Who, being in the form of God, thought it not robbery to be equal with God, but made Himself of no reputation. But took upon Himself the form of a slave…

You cannot make sense of things without showing their relationships to each other. Those relationships comprise their form. The incarnation of the Logos is a formal act. The fundamentalist and secularist diminishment of form ensures that whatever content they might offer will only flow into the swamplands or evaporate from the desert.

Spenser modified the sonnet into three quatrains followed by a concluding couplet and he did so because the form has cosmological significance. His imagination and his reason worked to this common end because both were activated and energized by the idea of an all-sufficient Christ.

Later he wrote a very earthy poem called Mother Hubberd’s Tale. Here is my author’s summary of his form:

For this poetic performance, Spenser devises no metrical scheme that echoes celestial harmony [blogger’s interruption: does that phrase not give you the chills?!]; instead, he satisfies himself with rhymed pentameter couplets, the modest verse that Chaucer had relied upon for the prologue that set his Canterbury tales in motion.

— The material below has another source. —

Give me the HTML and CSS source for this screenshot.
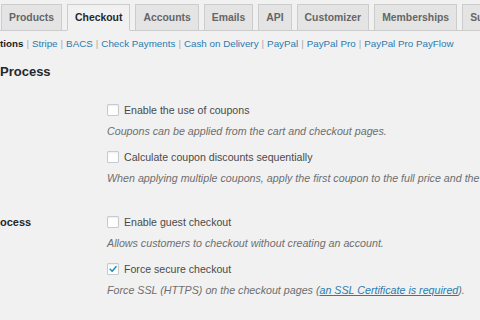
FILE: index.html
```html
<!DOCTYPE html>
<html>
<head>
<meta charset="utf-8">
<link rel="stylesheet" href="styles.css">
</head>
<body>
<div class="wrap">
  <nav class="tabs">
    <a class="tab">Products</a>
    <a class="tab active">Checkout</a>
    <a class="tab">Accounts</a>
    <a class="tab">Emails</a>
    <a class="tab">API</a>
    <a class="tab">Customizer</a>
    <a class="tab">Memberships</a>
    <a class="tab">Subscriptions</a>
  </nav>
  <ul class="subnav">
    <li class="current">tions</li>
    <li><a>Stripe</a></li>
    <li><a>BACS</a></li>
    <li><a>Check Payments</a></li>
    <li><a>Cash on Delivery</a></li>
    <li><a>PayPal</a></li>
    <li><a>PayPal Pro</a></li>
    <li><a>PayPal Pro PayFlow</a></li>
  </ul>
  <h2 class="title">Process</h2>
  <div class="form">
    <div class="row">
      <div class="th"></div>
      <div class="td">
        <label class="opt"><span class="cb"></span>Enable the use of coupons</label>
        <p class="desc">Coupons can be applied from the cart and checkout pages.</p>
        <label class="opt gap"><span class="cb"></span>Calculate coupon discounts sequentially</label>
        <p class="desc">When applying multiple coupons, apply the first coupon to the full price and the second coupon to the discounted price and so on.</p>
      </div>
    </div>
    <div class="row row2">
      <div class="th">ocess</div>
      <div class="td">
        <label class="opt"><span class="cb"></span>Enable guest checkout</label>
        <p class="desc">Allows customers to checkout without creating an account.</p>
        <label class="opt gap"><span class="cb checked"><svg viewBox="0 0 12 12" width="12" height="12"><path d="M2.6 6.2 L5 8.6 L9.6 3.2" fill="none" stroke="#1e8cbe" stroke-width="1.8" stroke-linecap="round" stroke-linejoin="round"/></svg></span>Force secure checkout</label>
        <p class="desc">Force SSL (HTTPS) on the checkout pages (<a class="link">an SSL Certificate is required</a>).</p>
      </div>
    </div>
  </div>
</div>
</body>
</html>
```

FILE: styles.css
```css
html, body {
  margin: 0;
  padding: 0;
  background: #f1f1f1;
  overflow: hidden;
}
body {
  width: 480px;
  height: 320px;
  font-family: "Liberation Sans", Arial, sans-serif;
  color: #444;
}
.wrap {
  width: 480px;
  overflow: hidden;
}
.tabs {
  display: flex;
  gap: 5px;
  padding: 4px 0 0 1px;
  border-bottom: 1px solid #ccc;
  white-space: nowrap;
}
.tab {
  flex: none;
  display: block;
  padding: 5px 7px 5px;
  font-size: 10.4px;
  line-height: 15px;
  font-weight: bold;
  color: #666;
  background: #e4e4e4;
  border: 1px solid #ccc;
  border-bottom: none;
}
.tab.active {
  background: #f1f1f1;
  color: #23282d;
  margin-bottom: -1px;
  border-bottom: 1px solid #f1f1f1;
}
.subnav {
  list-style: none;
  margin: 5px 0 0;
  padding: 0;
  display: flex;
  white-space: nowrap;
  font-size: 9.8px;
  line-height: 16px;
  color: #999;
}
.subnav li + li::before {
  content: "|";
  padding: 0 3px;
  color: #aaa;
}
.subnav .current {
  font-weight: bold;
  color: #1d1d1d;
}
.subnav a {
  color: #2a7bb0;
}
.title {
  margin: 11px 0 0;
  font-size: 13px;
  line-height: 18px;
  color: #23282d;
}
.form {
  margin-top: 19px;
}
.row {
  display: flex;
}
.row2 {
  margin-top: 26px;
}
.th {
  flex: none;
  width: 107px;
  font-size: 11px;
  line-height: 20px;
  font-weight: bold;
  color: #23282d;
}
.td {
  flex: 1;
  min-width: 0;
  white-space: nowrap;
}
.opt {
  display: flex;
  align-items: center;
  height: 20px;
  font-size: 10.6px;
  color: #4a4a4a;
}
.opt.gap {
  margin-top: 8px;
}
.cb {
  flex: none;
  box-sizing: border-box;
  width: 12px;
  height: 12px;
  margin-right: 5px;
  background: #fff;
  border: 1px solid #c7cace;
  border-radius: 1px;
  box-shadow: inset 0 1px 2px rgba(0,0,0,0.08);
  display: flex;
  align-items: center;
  justify-content: center;
}
.cb svg {
  display: block;
}
.desc {
  margin: 3px 0 0;
  font-size: 10.7px;
  line-height: 16px;
  font-style: italic;
  color: #6e6e6e;
}
.link {
  color: #2a7bb0;
  text-decoration: underline;
}
```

This is not to say that “Mother Hubberds Tale” is artless. Quite the contrary. But it is primitivistic art, self-consciously simple, rather than the sophisticated poetics of making that we have seen heretofore in Spenser’s poems. It is the art of Chaucer, rather than of Dante, and throughout we see evidence of Chaucer’s with and irony, and hear the echo of his language. The poem displays a shrewd and humorous knowledge of the world….

Why does he do this? Because it is fitting. This form sustains a lower level of insight, a more material, shrewd, simple response to a fascinating but lower level of reality. Human society in its present form both arouses and sustains a sloppier and slipperier form of poetry.

But even human society can be brought into Christ’s harmony, made beautiful, and glorified. And it will.

This is why we need to learn to observe and live in the form of a work of art (such as, say, the Bible) if we want to understand it every bit as much as the content.